- _MATERIAL PROVIDED_:
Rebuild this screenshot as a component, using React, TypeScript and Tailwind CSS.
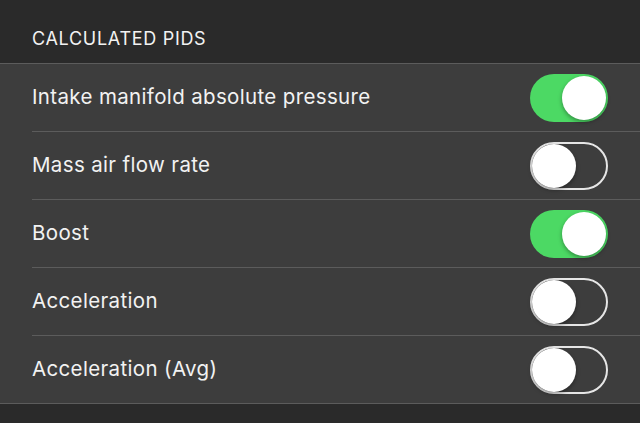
import { useState } from 'react'

const pids = [
  { name: 'Intake manifold absolute pressure', on: true },
  { name: 'Mass air flow rate', on: false },
  { name: 'Boost', on: true },
  { name: 'Acceleration', on: false },
  { name: 'Acceleration (Avg)', on: false },
]

function Toggle({ on, onClick }: { on: boolean; onClick: () => void }) {
  return (
    <button
      onClick={onClick}
      className={`relative h-[48px] w-[78px] rounded-full transition-colors ${
        on ? 'bg-[#4cd964]' : 'bg-transparent border-[2px] border-[#e6e6e6]'
      }`}
    >
      <span
        className={`absolute top-1/2 -translate-y-1/2 h-[44px] w-[44px] rounded-full bg-white shadow-[0_2px_4px_rgba(0,0,0,0.35)] ${
          on ? 'right-[2px]' : 'left-0'
        }`}
      />
    </button>
  )
}

export default function App() {
  const [state, setState] = useState(pids.map((p) => p.on))

  return (
    <div className="h-[423px] w-[640px] overflow-hidden bg-[#2a2a2a] font-['Inter',sans-serif] text-[#f2f2f2]">
      <div className="h-[63px] flex items-end pb-[11px] pl-[32px] text-[18px] tracking-[0.7px]">CALCULATED PIDS</div>
      <div className="border-t border-b border-[#5c5c5c] bg-[#3d3d3d]">
        {pids.map((p, i) => (
          <div key={p.name} className="pl-[32px]">
            <div
              className={`flex items-center justify-between pr-[32px] ${
                i < pids.length - 1 ? 'h-[68px] border-b border-[#5c5c5c]' : 'h-[67px]'
              }`}
            >
              <span className="text-[20.5px] tracking-[0.35px]">{p.name}</span>
              <Toggle on={state[i]} onClick={() => setState((s) => s.map((v, j) => (j === i ? !v : v)))} />
            </div>
          </div>
        ))}
      </div>
    </div>
  )
}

- _GIVEN PROBLEM_: Copy out the whole listing exactly, and don't carry over any pictures.

- _RESPONSE_:
Rebuild this screenshot as a component, using React, TypeScript and Tailwind CSS.
import { useState } from 'react'

const pids = [
  { name: 'Intake manifold absolute pressure', on: true },
  { name: 'Mass air flow rate', on: false },
  { name: 'Boost', on: true },
  { name: 'Acceleration', on: false },
  { name: 'Acceleration (Avg)', on: false },
]

function Toggle({ on, onClick }: { on: boolean; onClick: () => void }) {
  return (
    <button
      onClick={onClick}
      className={`relative h-[48px] w-[78px] rounded-full transition-colors ${
        on ? 'bg-[#4cd964]' : 'bg-transparent border-[2px] border-[#e6e6e6]'
      }`}
    >
      <span
        className={`absolute top-1/2 -translate-y-1/2 h-[44px] w-[44px] rounded-full bg-white shadow-[0_2px_4px_rgba(0,0,0,0.35)] ${
          on ? 'right-[2px]' : 'left-0'
        }`}
      />
    </button>
  )
}

export default function App() {
  const [state, setState] = useState(pids.map((p) => p.on))

  return (
    <div className="h-[423px] w-[640px] overflow-hidden bg-[#2a2a2a] font-['Inter',sans-serif] text-[#f2f2f2]">
      <div className="h-[63px] flex items-end pb-[11px] pl-[32px] text-[18px] tracking-[0.7px]">CALCULATED PIDS</div>
      <div className="border-t border-b border-[#5c5c5c] bg-[#3d3d3d]">
        {pids.map((p, i) => (
          <div key={p.name} className="pl-[32px]">
            <div
              className={`flex items-center justify-between pr-[32px] ${
                i < pids.length - 1 ? 'h-[68px] border-b border-[#5c5c5c]' : 'h-[67px]'
              }`}
            >
              <span className="text-[20.5px] tracking-[0.35px]">{p.name}</span>
              <Toggle on={state[i]} onClick={() => setState((s) => s.map((v, j) => (j === i ? !v : v)))} />
            </div>
          </div>
        ))}
      </div>
    </div>
  )
}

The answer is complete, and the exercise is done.